● Instructions for the task:
Leaving out the pictures, retype all the material exactly.

● Supplied material:
== == ==

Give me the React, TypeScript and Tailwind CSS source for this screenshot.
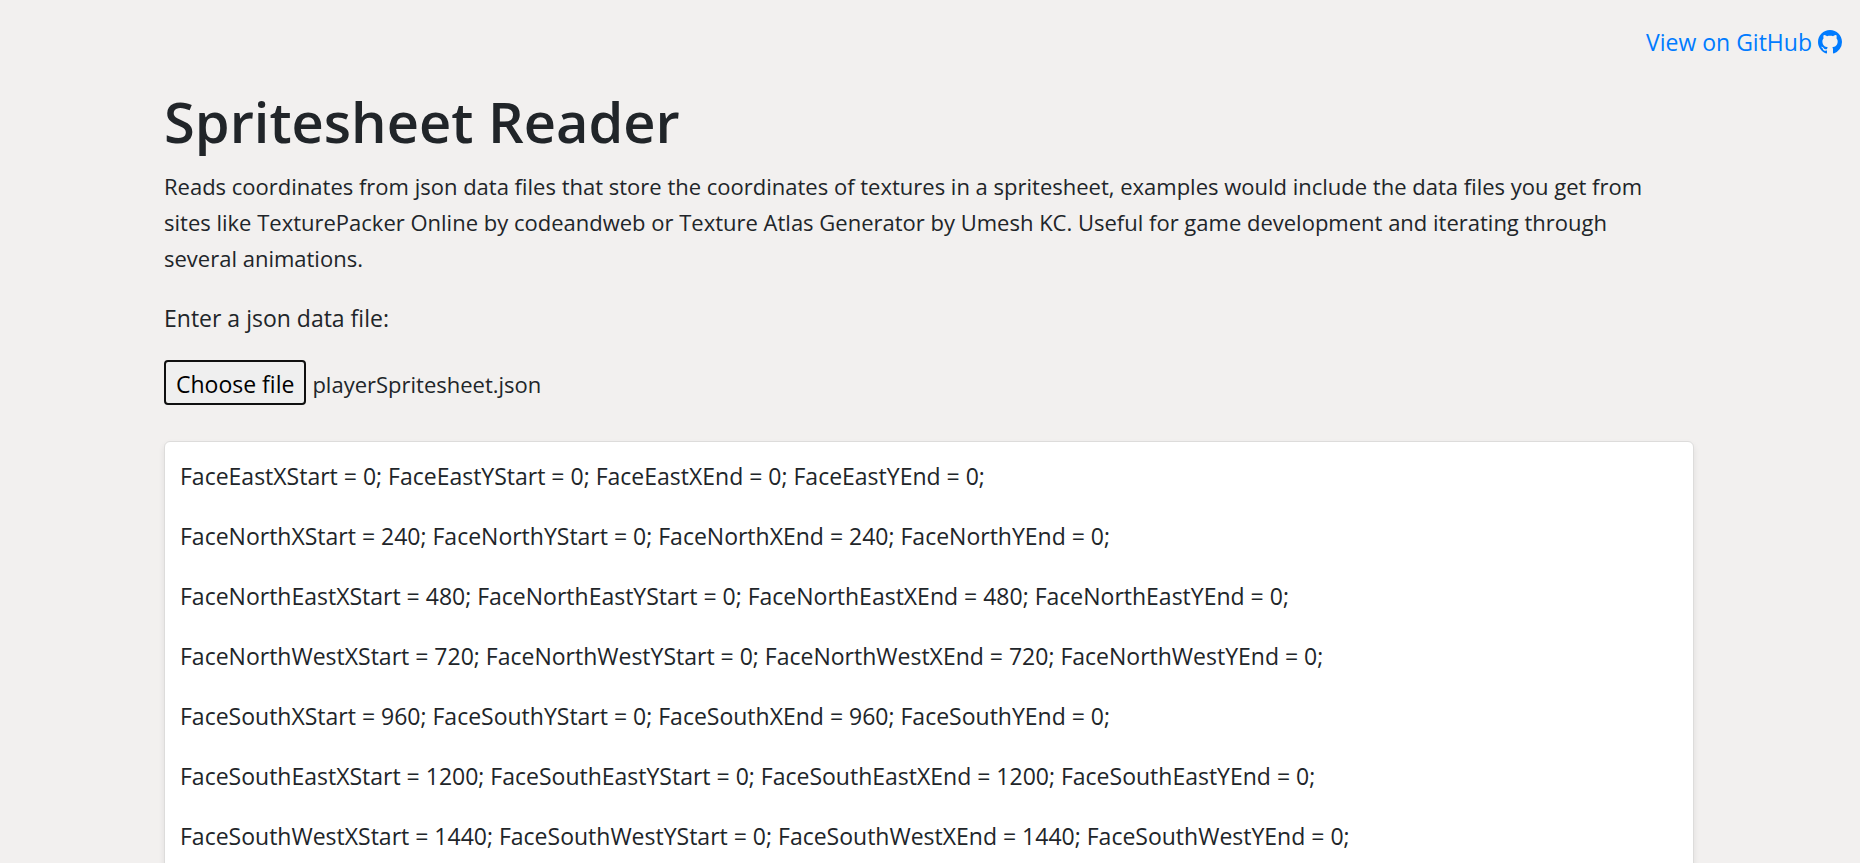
import { useRef, useState } from "react";

const frames = [
  { name: "FaceEast", x: 0, y: 0 },
  { name: "FaceNorth", x: 240, y: 0 },
  { name: "FaceNorthEast", x: 480, y: 0 },
  { name: "FaceNorthWest", x: 720, y: 0 },
  { name: "FaceSouth", x: 960, y: 0 },
  { name: "FaceSouthEast", x: 1200, y: 0 },
  { name: "FaceSouthWest", x: 1440, y: 0 },
];

function GitHubMark() {
  return (
    <svg viewBox="0 0 16 16" className="size-6 fill-current" aria-hidden="true">
      <path d="M8 0C3.58 0 0 3.58 0 8c0 3.54 2.29 6.53 5.47 7.59.4.07.55-.17.55-.38 0-.19-.01-.82-.01-1.49-2.01.37-2.53-.49-2.69-.94-.09-.23-.48-.94-.82-1.13-.28-.15-.68-.52-.01-.53.63-.01 1.08.58 1.23.82.72 1.21 1.87.87 2.33.66.07-.52.28-.87.51-1.07-1.78-.2-3.64-.89-3.64-3.95 0-.87.31-1.59.82-2.15-.08-.2-.36-1.02.08-2.12 0 0 .67-.21 2.2.82.64-.18 1.32-.27 2-.27s1.36.09 2 .27c1.53-1.04 2.2-.82 2.2-.82.44 1.1.16 1.92.08 2.12.51.56.82 1.27.82 2.15 0 3.07-1.87 3.75-3.65 3.95.29.25.54.73.54 1.48 0 1.07-.01 1.93-.01 2.2 0 .21.15.46.55.38A8.01 8.01 0 0 0 16 8c0-4.42-3.58-8-8-8" />
    </svg>
  );
}

export default function App() {
  const input = useRef<HTMLInputElement>(null);
  const [fileName, setFileName] = useState("playerSpritesheet.json");

  return (
    <div className="min-h-screen bg-[#f2f0ef] pb-6 font-['Open_Sans','Noto_Sans',sans-serif] text-[23px] leading-9 text-[#212529]">
      <header className="flex justify-end pt-6 pr-[18px]">
        <a href="https://github.com" className="flex items-center gap-1.5 text-[#007bff] hover:underline">
          View on GitHub
          <GitHubMark />
        </a>
      </header>

      <main className="pt-6 pr-[166px] pl-41">
        <h1 className="mb-2.5 text-[56px] leading-[74px] font-semibold">Spritesheet Reader</h1>
        <p className="mb-6 pr-4 text-[22px] leading-9">
          Reads coordinates from json data files that store the coordinates of textures in a spritesheet, examples would
          include the data files you get from sites like TexturePacker Online by codeandweb or Texture Atlas Generator by
          Umesh KC. Useful for game development and iterating through several animations.
        </p>
        <label htmlFor="data-file" className="mb-6 block">
          Enter a json data file:
        </label>
        <div className="mb-9 flex items-baseline gap-1.5">
          <button
            type="button"
            onClick={() => input.current?.click()}
            className="rounded-sm border-2 border-[#101010] bg-[#efefef] px-2.5 pt-1 pb-px text-black"
          >
            Choose file
          </button>
          <span className="text-[22px] leading-9">{fileName}</span>
          <input
            ref={input}
            id="data-file"
            type="file"
            accept=".json"
            className="hidden"
            onChange={(e) => setFileName(e.target.files?.[0]?.name ?? fileName)}
          />
        </div>

        <section className="flex flex-col gap-6 rounded-md border border-[#dddcdb] bg-white px-[15px] py-4 shadow-[0_3px_6px_rgba(0,0,0,0.075)]">
          {frames.map(({ name, x, y }) => (
            <p key={name}>
              {`${name}XStart = ${x}; ${name}YStart = ${y}; ${name}XEnd = ${x}; ${name}YEnd = ${y};`}
            </p>
          ))}
        </section>
      </main>
    </div>
  );
}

== == ==

● Full output:
Give me the React, TypeScript and Tailwind CSS source for this screenshot.
import { useRef, useState } from "react";

const frames = [
  { name: "FaceEast", x: 0, y: 0 },
  { name: "FaceNorth", x: 240, y: 0 },
  { name: "FaceNorthEast", x: 480, y: 0 },
  { name: "FaceNorthWest", x: 720, y: 0 },
  { name: "FaceSouth", x: 960, y: 0 },
  { name: "FaceSouthEast", x: 1200, y: 0 },
  { name: "FaceSouthWest", x: 1440, y: 0 },
];

function GitHubMark() {
  return (
    <svg viewBox="0 0 16 16" className="size-6 fill-current" aria-hidden="true">
      <path d="M8 0C3.58 0 0 3.58 0 8c0 3.54 2.29 6.53 5.47 7.59.4.07.55-.17.55-.38 0-.19-.01-.82-.01-1.49-2.01.37-2.53-.49-2.69-.94-.09-.23-.48-.94-.82-1.13-.28-.15-.68-.52-.01-.53.63-.01 1.08.58 1.23.82.72 1.21 1.87.87 2.33.66.07-.52.28-.87.51-1.07-1.78-.2-3.64-.89-3.64-3.95 0-.87.31-1.59.82-2.15-.08-.2-.36-1.02.08-2.12 0 0 .67-.21 2.2.82.64-.18 1.32-.27 2-.27s1.36.09 2 .27c1.53-1.04 2.2-.82 2.2-.82.44 1.1.16 1.92.08 2.12.51.56.82 1.27.82 2.15 0 3.07-1.87 3.75-3.65 3.95.29.25.54.73.54 1.48 0 1.07-.01 1.93-.01 2.2 0 .21.15.46.55.38A8.01 8.01 0 0 0 16 8c0-4.42-3.58-8-8-8" />
    </svg>
  );
}

export default function App() {
  const input = useRef<HTMLInputElement>(null);
  const [fileName, setFileName] = useState("playerSpritesheet.json");

  return (
    <div className="min-h-screen bg-[#f2f0ef] pb-6 font-['Open_Sans','Noto_Sans',sans-serif] text-[23px] leading-9 text-[#212529]">
      <header className="flex justify-end pt-6 pr-[18px]">
        <a href="https://github.com" className="flex items-center gap-1.5 text-[#007bff] hover:underline">
          View on GitHub
          <GitHubMark />
        </a>
      </header>

      <main className="pt-6 pr-[166px] pl-41">
        <h1 className="mb-2.5 text-[56px] leading-[74px] font-semibold">Spritesheet Reader</h1>
        <p className="mb-6 pr-4 text-[22px] leading-9">
          Reads coordinates from json data files that store the coordinates of textures in a spritesheet, examples would
          include the data files you get from sites like TexturePacker Online by codeandweb or Texture Atlas Generator by
          Umesh KC. Useful for game development and iterating through several animations.
        </p>
        <label htmlFor="data-file" className="mb-6 block">
          Enter a json data file:
        </label>
        <div className="mb-9 flex items-baseline gap-1.5">
          <button
            type="button"
            onClick={() => input.current?.click()}
            className="rounded-sm border-2 border-[#101010] bg-[#efefef] px-2.5 pt-1 pb-px text-black"
          >
            Choose file
          </button>
          <span className="text-[22px] leading-9">{fileName}</span>
          <input
            ref={input}
            id="data-file"
            type="file"
            accept=".json"
            className="hidden"
            onChange={(e) => setFileName(e.target.files?.[0]?.name ?? fileName)}
          />
        </div>

        <section className="flex flex-col gap-6 rounded-md border border-[#dddcdb] bg-white px-[15px] py-4 shadow-[0_3px_6px_rgba(0,0,0,0.075)]">
          {frames.map(({ name, x, y }) => (
            <p key={name}>
              {`${name}XStart = ${x}; ${name}YStart = ${y}; ${name}XEnd = ${x}; ${name}YEnd = ${y};`}
            </p>
          ))}
        </section>
      </main>
    </div>
  );
}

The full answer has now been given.